In the Asia-Pacific region, ATR has an 85-per-cent share of the regional-aircraft backlog with 105 planes in the 50-90-seat category, while in Asean alone the backlog is 62, or a 97-per-cent share in the category. It forecasts that the ATR fleet in Asean by 2016 will be four times what it was in 2005.

ATR has dominated sales of 50-90-seat regional aircraft both in Asia-Pacific and Asean from 2005 to 2013, with 322 aircraft (65 per cent) and 161 aircraft (98 per cent) respectively.

ATR's key buyers in Asean include Lion Air, Malaysia Airlines, Vietnam Airlines, and Garuda Indonesia. Lion Air, based in Jakarta, recently placed a big order for 60 aircraft. Delivery will run until next year.

Worldwide, the number of ATR deliveries is expected to be 90 in 2015, up from 80 this year and 74 last year. Last year, the ATR backlog was 221, valued at US$5.3 billion (Bt170 billion). Asia-Pacific was the biggest contributor with 39 per cent.

Deal at Singapore Airshow

On Wednesday at the Singapore Airshow, Bangkok Airways signed a contract with ATR on the firm sale of six ATR 72-600 aircraft and two options, valued at almost $200 million.
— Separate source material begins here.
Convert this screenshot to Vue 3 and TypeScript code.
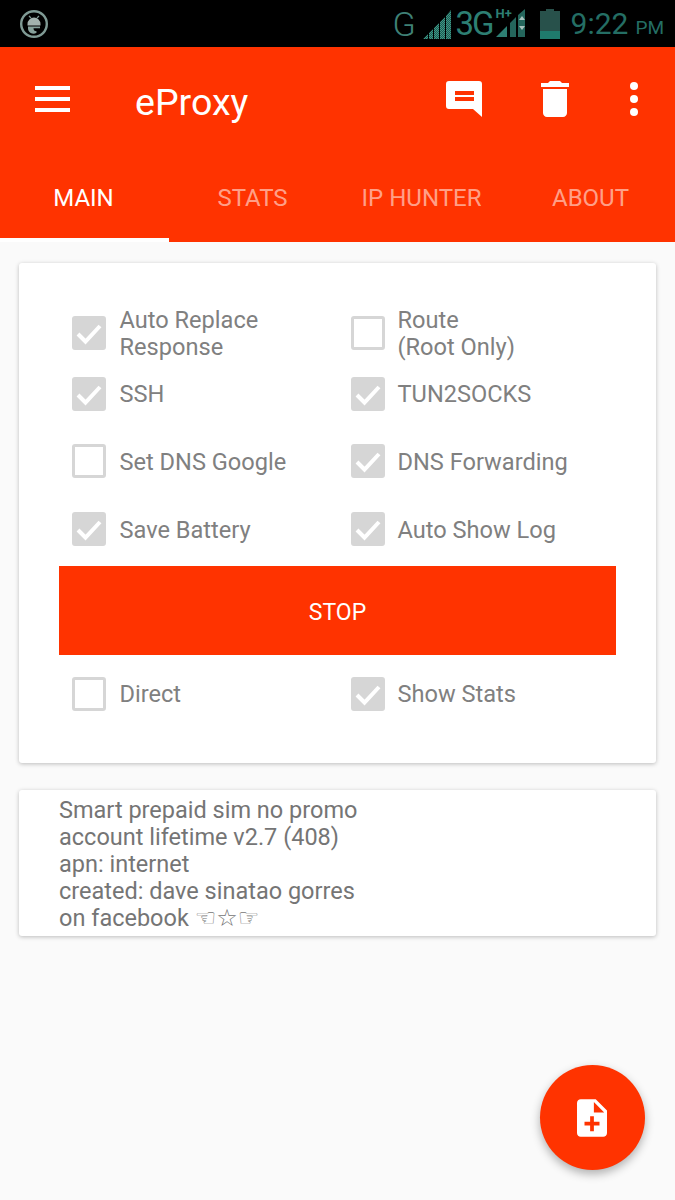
<template>
  <div class="screen">
    <div class="status-bar">
      <svg class="android-badge" width="30" height="30" viewBox="0 0 30 30">
        <circle cx="15" cy="15" r="12.8" fill="none" stroke="#7f9a94" stroke-width="2.4" />
        <path d="M10 7l2 2M20 7l-2 2" stroke="#7f9a94" stroke-width="1.200" />
        <path d="M8.500 15a6.500 6.500 0 0 1 13 0v1.500h-13z" fill="#a3b2ae" />
        <path d="M9 17.500h12v1.800h-6.500a3 3 0 0 0 3 3v1.500a5.500 5.500 0 0 1-8.500-5z" fill="#86a09a" />
      </svg>
      <div class="status-right">
        <span class="net-g">G</span>
        <svg class="signal" width="30" height="31" viewBox="0 0 30 31">
          <defs>
            <pattern id="dots" width="2" height="2" patternUnits="userSpaceOnUse">
              <rect width="2" height="2" fill="#1d5a50" />
              <rect width="1" height="1" fill="#3f9686" />
              <rect x="1" y="1" width="1" height="1" fill="#3f9686" />
            </pattern>
          </defs>
          <path d="M1 31l5-5v5zM7 25l4-4v10H7zM12 20l5-5v16h-5zM18 14l5-5v22h-5zM24 8l5-6v29h-5z" fill="url(#dots)" />
        </svg>
        <span class="net-3g">3G</span>
        <div class="hplus-wrap">
          <span class="hplus">H+</span>
          <svg width="32" height="30" viewBox="0 0 32 30">
            <path d="M1 28l11-11v11z" fill="#2d7f73" />
            <path d="M15 28V14l6-6v20zM23 28V6l7-6v28z" fill="#2d7f73" opacity=".8" />
            <path d="M24 11l3-4 3 4zM24 17l3 4 3-4z" fill="#a9c4bf" />
          </svg>
        </div>
        <svg class="battery" width="20" height="30" viewBox="0 0 20 30">
          <path d="M6 0h8v2h6v28H0V2h6z" fill="#3d7d73" opacity=".65" />
          <rect y="22" width="20" height="8" fill="#1f7a6c" />
        </svg>
        <span class="clock">9:22<small>PM</small></span>
      </div>
    </div>

    <header class="app-bar">
      <div class="toolbar">
        <div class="menu-icon"><i></i><i></i><i></i></div>
        <div class="app-title">eProxy</div>
        <svg class="tool-comment" width="38" height="38" viewBox="0 0 38 38">
          <path d="M3 1h30a3 3 0 0 1 3 3v33l-9-8H3a3 3 0 0 1-3-3V4a3 3 0 0 1 3-3z" fill="#fff" />
          <path d="M9 11h19v4H9zM9 17h19v4H9z" fill="#ff3300" />
        </svg>
        <svg class="tool-trash" width="28" height="36" viewBox="5 3 14 18">
          <path d="M6 19c0 1.100.9 2 2 2h8c1.100 0 2-.9 2-2V7H6v12zM19 4h-3.500l-1-1h-5l-1 1H5v2h14V4z" fill="#fff" />
        </svg>
        <div class="more-icon"><i></i><i></i><i></i></div>
      </div>
      <nav class="tabs">
        <div v-for="(tab, i) in tabs" :key="tab" class="tab" :class="{ active: i === 0 }">{{ tab }}</div>
      </nav>
    </header>

    <main class="content">
      <section class="card options">
        <div class="opt-grid top">
          <label v-for="opt in topOptions" :key="opt.text" class="opt">
            <span class="box" :class="{ on: opt.on }">
              <svg v-if="opt.on" width="34" height="34" viewBox="0 0 34 34">
                <path d="M6 18l7.500 7.500L28 10" fill="none" stroke="#fff" stroke-width="4" />
              </svg>
            </span>
            <span class="opt-text">{{ opt.text }}</span>
          </label>
        </div>
        <button class="stop-btn">STOP</button>
        <div class="opt-grid bottom">
          <label v-for="opt in bottomOptions" :key="opt.text" class="opt">
            <span class="box" :class="{ on: opt.on }">
              <svg v-if="opt.on" width="34" height="34" viewBox="0 0 34 34">
                <path d="M6 18l7.500 7.500L28 10" fill="none" stroke="#fff" stroke-width="4" />
              </svg>
            </span>
            <span class="opt-text">{{ opt.text }}</span>
          </label>
        </div>
      </section>

      <section class="card note">
        <div>Smart prepaid sim no promo</div>
        <div>account lifetime v2.7 (408)</div>
        <div>apn: internet</div>
        <div>created: dave sinatao gorres</div>
        <div>on facebook <span class="glyphs">☜☆☞</span></div>
      </section>
    </main>

    <button class="fab" aria-label="add">
      <svg width="30" height="38" viewBox="4 2 16 20">
        <path d="M14 2H6c-1.100 0-1.990.9-1.990 2L4 20c0 1.100.89 2 1.990 2H18c1.100 0 2-.9 2-2V8l-6-6zm2 14h-3v3h-2v-3H8v-2h3v-3h2v3h3v2zm-3-7V3.500L18.500 9H13z" fill="#fff" />
      </svg>
    </button>
  </div>
</template>

<script setup lang="ts">
interface Option {
  text: string
  on: boolean
}

const tabs = ['MAIN', 'STATS', 'IP HUNTER', 'ABOUT']

const topOptions: Option[] = [
  { text: 'Auto Replace\nResponse', on: true },
  { text: 'Route\n(Root Only)', on: false },
  { text: 'SSH', on: true },
  { text: 'TUN2SOCKS', on: true },
  { text: 'Set DNS Google', on: false },
  { text: 'DNS Forwarding', on: true },
  { text: 'Save Battery', on: true },
  { text: 'Auto Show Log', on: true }
]

const bottomOptions: Option[] = [
  { text: 'Direct', on: false },
  { text: 'Show Stats', on: true }
]
</script>

<style>
html,
body {
  margin: 0;
  background: #fafafa;
}
</style>

<style scoped>
.screen {
  position: relative;
  width: 675px;
  height: 1200px;
  overflow: hidden;
  background: #fafafa;
  font-family: Roboto, "Liberation Sans", sans-serif;
}

.status-bar {
  height: 47px;
  background: #000;
  display: flex;
  align-items: center;
  justify-content: space-between;
  padding: 0 11px 0 19px;
  box-sizing: border-box;
}

.status-right {
  display: flex;
  align-items: center;
  color: #246e64;
  height: 100%;
}

.net-g {
  font-size: 34px;
  font-weight: 300;
  color: #3f8176;
  width: 29px;
}

.signal {
  margin: 0 4px 0 0;
}

.net-3g {
  font-size: 33px;
  letter-spacing: -2px;
  color: #2d7f73;
}

.hplus-wrap {
  position: relative;
  width: 34px;
  height: 30px;
  margin: 0 11px 0 2px;
}

.hplus {
  position: absolute;
  left: 1px;
  top: -3px;
  font-size: 13px;
  font-weight: 700;
  color: #2d7f73;
}

.clock {
  margin-left: 11px;
  font-size: 30px;
  color: #246e64;
}

.clock small {
  font-size: 19px;
  margin-left: 7px;
}

.app-bar {
  height: 195px;
  background: #ff3300;
}

.toolbar {
  height: 110px;
  display: flex;
  align-items: center;
  box-sizing: border-box;
  padding: 0 0 0 35px;
}

.menu-icon {
  width: 35px;
  display: flex;
  flex-direction: column;
  gap: 7px;
  margin-top: -6px;
}

.menu-icon i {
  display: block;
  height: 4px;
  background: #fff;
}

.app-title {
  margin-left: 65px;
  font-size: 37.500px;
  color: #fff;
  width: 311px;
}

.tool-comment {
  margin-top: -6px;
}

.tool-trash {
  margin: -6px 0 0 57px;
}

.more-icon {
  margin: -6px 0 0 61px;
  display: flex;
  flex-direction: column;
  gap: 5px;
}

.more-icon i {
  display: block;
  width: 8px;
  height: 8px;
  border-radius: 50%;
  background: #fff;
}

.tabs {
  height: 85px;
  display: grid;
  grid-template-columns: repeat(4, 169px);
}

.tab {
  height: 85px;
  box-sizing: border-box;
  padding: 27px 2px 0 0;
  text-align: center;
  font-size: 24px;
  color: rgba(255, 255, 255, 0.55);
}

.tab.active {
  color: #fff;
  border-bottom: 4px solid #fff;
}

.content {
  padding: 21px 19px 0;
}

.card {
  background: #fff;
  border-radius: 3px;
  box-shadow: 0 1px 4px rgba(0, 0, 0, 0.25);
}

.options {
  height: 500px;
  box-sizing: border-box;
  padding: 43px 40px 0;
}

.opt-grid {
  display: grid;
  grid-template-columns: 279px 1fr;
  padding-left: 13px;
}

.opt-grid.top {
  grid-template-rows: 54px 67px 68px 68px;
}

.opt-grid.top .opt-text {
  padding-top: 2px;
}

.opt-grid.bottom {
  grid-template-rows: 68px;
  margin-top: 5px;
}

.opt {
  display: flex;
  align-items: center;
  gap: 13.500px;
}

.opt:nth-child(even) {
  gap: 12.500px;
}

.box {
  flex: none;
  width: 34px;
  height: 34px;
  box-sizing: border-box;
  border: 3px solid #d6d6d6;
  border-radius: 3px;
  position: relative;
}

.box svg {
  position: absolute;
  left: -3px;
  top: -3px;
}

.box.on {
  background: #d6d6d6;
}

.opt-text {
  white-space: pre-line;
  font-size: 23.600px;
  line-height: 27px;
  color: #808080;
}

.stop-btn {
  display: block;
  width: 557px;
  height: 89px;
  margin: 3px 0 0;
  border: 0;
  padding: 3px 0 0;
  background: #ff3300;
  color: #fff;
  font: inherit;
  font-size: 23px;
}

.note {
  margin-top: 27px;
  height: 146px;
  box-sizing: border-box;
  padding: 7px 40px 0;
  font-size: 23.500px;
  line-height: 27px;
  color: #757575;
}

.glyphs {
  font-family: "DejaVu Sans", sans-serif;
  font-size: 24px;
  line-height: 20px;
}

.fab {
  position: absolute;
  left: 540px;
  top: 1065px;
  width: 105px;
  height: 105px;
  border: 0;
  padding: 0 2px 0 0;
  border-radius: 50%;
  background: #ff3300;
  box-shadow: 0 4px 10px rgba(0, 0, 0, 0.3);
  display: flex;
  align-items: center;
  justify-content: center;
}
</style>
Currently, Bangkok Airways has eight ATRs in its fleet. This latest purchase will be to replace ageing planes and also to serve new routes. The first will be delivered this year.

Bagnato said the market for small regional airliners would continue growing significantly in the future, and he expected 3,000 new aircraft to be added to the sky worldwide by 2020. These planes have become more popular because of high fuel costs, which make up more than 35 per cent of the total operational expenses.

Currently, the company produces two sizes of turboprop aircraft, the 50-seater ATR 42 and 70-seater ATR 72. Last year, its total turnover was $1.63 billion. The Asia-Pacific region was the biggest sales contributor with 30 per cent.